North Salt Lake City Councilman Conrad Jacobson called the slide a "tragedy" for the families involved but said there is little the city can do when developers provide geological reports attesting to the stability of land where they want to build.
"Any time we build on a hillside, there is concern," Jacobson said. "We required the developer [Sky Properties] to get a geotechnical test done on the hillside prior to development. They came back with a positive report."
In a statement issued Tuesday afternoon, Sky Properties said, "All earthwork in the development surrounding the slide has been performed based upon standard protocols, recommendations and approvals from several independent engineering companies as well as the geotechnical engineers representing North Salt Lake."

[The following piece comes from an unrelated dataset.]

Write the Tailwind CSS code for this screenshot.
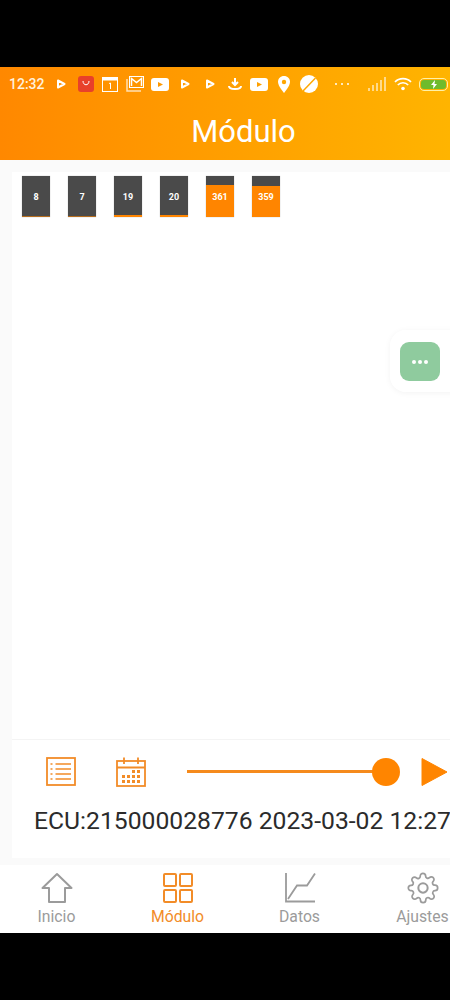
<!DOCTYPE html>
<html lang="en">
<head>
    <meta charset="UTF-8">
    <meta name="viewport" content="width=device-width, initial-scale=1.0">
    <title>Módulo</title>
    <script src="https://cdn.jsdelivr.net/npm/@tailwindcss/browser@4"></script>
</head>
<body class="bg-black">
<div class="relative w-[450px] h-[1000px] overflow-hidden flex flex-col bg-black font-['Roboto',sans-serif]">
    <div class="h-[67px] shrink-0"></div>

    <!-- header with status bar -->
    <header class="h-[93px] shrink-0 bg-gradient-to-r from-[#ff8800] to-[#ffb400] text-white">
        <div class="h-[34px] flex items-center pl-[9px] relative">
            <span class="text-[14px] font-medium w-[44px] text-[#fff1dc]">12:32</span>
            <div class="flex items-center h-full">
                <svg class="ml-[3px] w-[10px] h-[10px]" viewBox="0 0 10 10"><path d="M2 1.5 L8.5 5 L2 8.5 Z" fill="none" stroke="white" stroke-width="2" stroke-linejoin="round"/></svg>
                <div class="ml-[12px] w-[16px] h-[16px] rounded-[3px] bg-[#e8402a] flex items-center justify-center">
                    <svg class="w-[10px] h-[8px]" viewBox="0 0 10 8"><path d="M2 1 C2 6 8 6 8 1" fill="none" stroke="white" stroke-width="1"/></svg>
                </div>
                <svg class="ml-[8px] w-[16px] h-[15px]" viewBox="0 0 16 15"><rect x="0.5" y="0.5" width="15" height="14" fill="none" stroke="white"/><rect x="0.5" y="0.5" width="15" height="3" fill="white"/><path d="M7 6.5 L8.5 6 V12" fill="none" stroke="white"/></svg>
                <svg class="ml-[8px] w-[18px] h-[16px]" viewBox="0 0 18 16"><rect x="3.5" y="0.5" width="14" height="11" fill="none" stroke="white"/><path d="M5.5 10 V2.5 L10.5 6.5 L15.5 2.5 V10" fill="none" stroke="white" stroke-width="1.5"/><path d="M1 3 V15 H15" fill="none" stroke="white" stroke-opacity="0.7" stroke-width="1.5"/></svg>
                <svg class="ml-[7px] w-[18px] h-[13px]" viewBox="0 0 18 13"><rect width="18" height="13" rx="3" fill="white"/><path d="M7 4 L12 6.5 L7 9 Z" fill="#ff9800"/></svg>
                <svg class="ml-[11px] w-[10px] h-[10px]" viewBox="0 0 10 10"><path d="M2 1.5 L8.5 5 L2 8.5 Z" fill="none" stroke="white" stroke-width="2" stroke-linejoin="round"/></svg>
                <svg class="ml-[15px] w-[10px] h-[10px]" viewBox="0 0 10 10"><path d="M2 1.5 L8.5 5 L2 8.5 Z" fill="none" stroke="white" stroke-width="2" stroke-linejoin="round"/></svg>
                <svg class="ml-[13px] w-[14px] h-[14px]" viewBox="0 0 14 14"><path d="M7 1 V7 M4 5 L7 8 L10 5" fill="none" stroke="white" stroke-width="2"/><path d="M1 9 C1 13 13 13 13 9" fill="none" stroke="white" stroke-width="2"/></svg>
                <svg class="ml-[8px] w-[18px] h-[13px]" viewBox="0 0 18 13"><rect width="18" height="13" rx="3" fill="white"/><path d="M7 4 L12 6.5 L7 9 Z" fill="#ffa000"/></svg>
                <svg class="ml-[10px] w-[12px] h-[17px]" viewBox="0 0 12 17"><path d="M6 0 C2.5 0 0 2.5 0 6 C0 10 6 17 6 17 C6 17 12 10 12 6 C12 2.5 9.5 0 6 0 Z" fill="white"/><circle cx="6" cy="6" r="2.2" fill="#ffa600"/></svg>
                <svg class="ml-[10px] w-[18px] h-[18px]" viewBox="0 0 18 18"><circle cx="9" cy="9" r="9" fill="white"/><path d="M3 16 L15.5 3" stroke="#ffa800" stroke-width="1.5"/></svg>
            </div>
            <div class="ml-[17px] flex gap-[4px]">
                <span class="w-[2px] h-[2px] rounded-full bg-white"></span>
                <span class="w-[2px] h-[2px] rounded-full bg-white"></span>
                <span class="w-[2px] h-[2px] rounded-full bg-white"></span>
            </div>
            <svg class="ml-[19px] w-[19px] h-[14px]" viewBox="0 0 19 14"><g fill="white" fill-opacity="0.55"><rect x="0" y="11" width="2" height="3"/><rect x="4" y="8" width="2" height="6"/><rect x="8" y="6" width="2" height="8"/><rect x="12" y="3" width="2" height="11"/><rect x="16" y="0" width="2" height="14"/></g></svg>
            <svg class="ml-[7px] w-[18px] h-[14px]" viewBox="0 0 18 14"><path d="M1 5 C5 0.5 13 0.5 17 5 M3.8 8 C6.5 5 11.5 5 14.2 8" fill="none" stroke="white" stroke-width="1.6"/><circle cx="9" cy="11.5" r="1.8" fill="white"/></svg>
            <div class="ml-[7px] w-[29px] h-[13px] rounded-[5px] border border-[#fff1a8] p-[1px]">
                <div class="w-full h-full rounded-[3px] bg-[#6fbb2c] flex items-center justify-center">
                    <svg class="w-[8px] h-[9px]" viewBox="0 0 8 9"><path d="M5 0 L1 5 H3.5 L3 9 L7 4 H4.5 Z" fill="white"/></svg>
                </div>
            </div>
        </div>
        <h1 class="h-[59px] flex items-center justify-center text-[31px] font-normal leading-none pl-[37px] pt-[1px]">Módulo</h1>
    </header>

    <!-- main area -->
    <main class="relative h-[705px] shrink-0 bg-[#fafafa] pl-[12px] pt-[12px] pb-[7px] flex flex-col">
        <section class="h-[568px] shrink-0 bg-white border-b border-[#f4f4f4] pt-[4px] pl-[10px] flex gap-[18px] items-start">
            <div class="w-[28px] h-[41px] bg-[#4a4a4a] flex flex-col shadow-[0_0_1px_rgba(0,0,0,0.3)]">
                <div class="flex-1 flex items-center justify-center text-white text-[9px] font-bold pt-[3px]">8</div>
                <div class="h-[1px] bg-[#ff8500]/60"></div>
            </div>
            <div class="w-[28px] h-[41px] bg-[#4a4a4a] flex flex-col shadow-[0_0_1px_rgba(0,0,0,0.3)]">
                <div class="flex-1 flex items-center justify-center text-white text-[9px] font-bold pt-[3px]">7</div>
                <div class="h-[1px] bg-[#ff8500]/60"></div>
            </div>
            <div class="w-[28px] h-[41px] bg-[#4a4a4a] flex flex-col shadow-[0_0_1px_rgba(0,0,0,0.3)]">
                <div class="flex-1 flex items-center justify-center text-white text-[9px] font-bold pt-[4px]">19</div>
                <div class="h-[2px] bg-[#ff8500]"></div>
            </div>
            <div class="w-[28px] h-[41px] bg-[#4a4a4a] flex flex-col shadow-[0_0_1px_rgba(0,0,0,0.3)]">
                <div class="flex-1 flex items-center justify-center text-white text-[9px] font-bold pt-[4px]">20</div>
                <div class="h-[2px] bg-[#ff8500]"></div>
            </div>
            <div class="relative w-[28px] h-[41px] bg-[#ff8500] shadow-[0_0_1px_rgba(0,0,0,0.3)]">
                <div class="h-[9px] bg-[#4a4a4a]"></div>
                <span class="absolute inset-0 pt-[3px] flex items-center justify-center text-white text-[9px] font-bold">361</span>
            </div>
            <div class="relative w-[28px] h-[41px] bg-[#ff8500] shadow-[0_0_1px_rgba(0,0,0,0.3)]">
                <div class="h-[10px] bg-[#4a4a4a]"></div>
                <span class="absolute inset-0 pt-[3px] flex items-center justify-center text-white text-[9px] font-bold">359</span>
            </div>
        </section>

        <section class="flex-1 bg-white overflow-hidden">
            <div class="h-[60px] flex items-center pt-[3px]">
                <svg class="ml-[34px] w-[30px] h-[29px] shrink-0" viewBox="0 0 30 29">
                    <rect x="1" y="1" width="28" height="27" fill="none" stroke="#f28c28" stroke-width="1.8"/>
                    <g stroke="#f28c28" stroke-width="1.6"><path d="M9.5 7 H25 M9.5 12 H25 M9.5 17 H25 M9.5 22 H25"/><path d="M4.5 7 H6.5 M4.5 12 H6.5 M4.5 17 H6.5 M4.5 22 H6.5"/></g>
                </svg>
                <svg class="ml-[40px] w-[30px] h-[30px] shrink-0" viewBox="0 0 30 30">
                    <rect x="1" y="4" width="28" height="25" fill="none" stroke="#f28c28" stroke-width="1.8"/>
                    <path d="M1 10.5 H29 M8 0.5 V7 M22 0.5 V7" stroke="#f28c28" stroke-width="1.8"/>
                    <g fill="#f28c28"><rect x="16" y="13" width="3" height="3"/><rect x="21" y="13" width="3" height="3"/><rect x="6" y="18" width="3" height="3"/><rect x="11" y="18" width="3" height="3"/><rect x="16" y="18" width="3" height="3"/><rect x="21" y="18" width="3" height="3"/><rect x="6" y="23" width="3" height="3"/><rect x="11" y="23" width="3" height="3"/><rect x="16" y="23" width="3" height="3"/><rect x="21" y="23" width="3" height="3"/></g>
                </svg>
                <div class="ml-[41px] w-[186px] h-[3px] bg-[#f58a1c] shrink-0"></div>
                <div class="w-[28px] h-[28px] rounded-full bg-[#ff8500] shrink-0 -ml-[1px]"></div>
                <svg class="ml-[21px] w-[27px] h-[30px] shrink-0" viewBox="0 0 27 30"><path d="M1 1.5 L26 15 L1 28.5 Z" fill="#ff8500" stroke="#ff8500" stroke-linejoin="round"/></svg>
            </div>
            <p class="pl-[22px] mt-[3px] text-[24.7px] leading-[36px] text-[#2b2b2b] whitespace-nowrap">ECU:215000028776 2023-03-02 12:27</p>
        </section>
    </main>

    <!-- bottom navigation -->
    <nav class="h-[68px] shrink-0 bg-white flex -ml-[4px] pt-[7px]">
        <div class="w-[121px] shrink-0 flex flex-col items-center text-[#9b9b9b]">
            <svg class="w-[32px] h-[32px]" viewBox="0 0 32 32"><path d="M16 2 L1.5 16 H8 V30 H24 V16 H30.5 Z" fill="none" stroke="#9b9b9b" stroke-width="2" stroke-linejoin="round"/></svg>
            <span class="text-[15.75px] leading-[20px] mt-[3px]">Inicio</span>
        </div>
        <div class="w-[121px] shrink-0 flex flex-col items-center text-[#f28c28]">
            <svg class="w-[32px] h-[32px]" viewBox="0 0 32 32"><g fill="none" stroke="#f28c28" stroke-width="2"><rect x="2" y="2" width="12" height="12" rx="1"/><rect x="18" y="2" width="12" height="12" rx="1"/><rect x="2" y="18" width="12" height="12" rx="1"/><rect x="18" y="18" width="12" height="12" rx="1"/></g></svg>
            <span class="text-[15.75px] leading-[20px] mt-[3px]">Módulo</span>
        </div>
        <div class="w-[121px] ml-[1px] shrink-0 flex flex-col items-center text-[#9b9b9b]">
            <svg class="w-[32px] h-[32px]" viewBox="0 0 32 32"><path d="M2 1 V29.5 H31 M4 27 L13 13.5 H23 L31 1.5" fill="none" stroke="#9b9b9b" stroke-width="1.8"/></svg>
            <span class="text-[15.75px] leading-[20px] mt-[3px]">Datos</span>
        </div>
        <div class="w-[121px] ml-[2px] shrink-0 flex flex-col items-center text-[#9b9b9b]">
            <svg class="w-[32px] h-[32px]" viewBox="0 0 24 24"><path d="M12 15.5a3.5 3.5 0 1 0 0-7 3.5 3.5 0 0 0 0 7Z" fill="none" stroke="#9b9b9b" stroke-width="1.5"/><path d="M19.4 15a1.65 1.65 0 0 0 .33 1.82l.06.06a2 2 0 1 1-2.83 2.83l-.06-.06a1.65 1.65 0 0 0-2.82 1.17V21a2 2 0 1 1-4 0v-.09A1.65 1.65 0 0 0 7.27 19.7l-.06.06a2 2 0 1 1-2.83-2.83l.06-.06a1.65 1.65 0 0 0-1.17-2.82H3a2 2 0 1 1 0-4h.09A1.65 1.65 0 0 0 4.3 7.27l-.06-.06a2 2 0 1 1 2.83-2.83l.06.06a1.65 1.65 0 0 0 2.82-1.17V3a2 2 0 1 1 4 0v.09a1.65 1.65 0 0 0 2.82 1.17l.06-.06a2 2 0 1 1 2.83 2.83l-.06.06a1.65 1.65 0 0 0 1.17 2.82H21a2 2 0 1 1 0 4h-.09A1.65 1.65 0 0 0 19.4 15Z" fill="none" stroke="#9b9b9b" stroke-width="1.3"/></svg>
            <span class="text-[15.75px] leading-[20px] mt-[3px]">Ajustes</span>
        </div>
    </nav>

    <!-- floating button -->
    <div class="absolute left-[390px] top-[330px] w-[70px] h-[62px] rounded-l-[16px] bg-white/80 shadow-[0_1px_6px_rgba(0,0,0,0.05)] pl-[10px] pt-[12px]">
        <div class="w-[40px] h-[39px] rounded-[9px] bg-[#8fcb9e] flex items-center justify-center gap-[2px]">
            <span class="w-[4px] h-[4px] rounded-full bg-white"></span>
            <span class="w-[4px] h-[4px] rounded-full bg-white"></span>
            <span class="w-[4px] h-[4px] rounded-full bg-white"></span>
        </div>
    </div>
</div>
</body>
</html>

Sky Properties also has provided housing for several of the affected families while it works with the city to determine the cause of the landslide, the statement said.
North Salt Lake officials will look at ways to prevent similar events from occurring again, Jacobson said.
"I don’t know how we could have predicted or prevented something like this," he said. "We’re grasping at straws as to what more we could do and how we face the future."
In 1998, the Springhill slide forced the evacuation of one home that was destroyed. But Jacobson noted that event was much different. Springhill was of long duration — the land moved about an inch a year. The slide near Parkway Drive in the Eaglewood development was more of a surface-level event, he said.
Catastrophic landslides are generally difficult to predict because they are caused by processes that occur underground.
"There’s no reason to suggest that city officials are anything except believable for saying they were caught by surprise by this," Pederson said. "And, of course, hindsight is 20-20."
Pederson and Moore said residents should remain wary of additional landslides in the surrounding area, especially with more rain expected.
Tribune reporter Christopher Smart contributed to this report.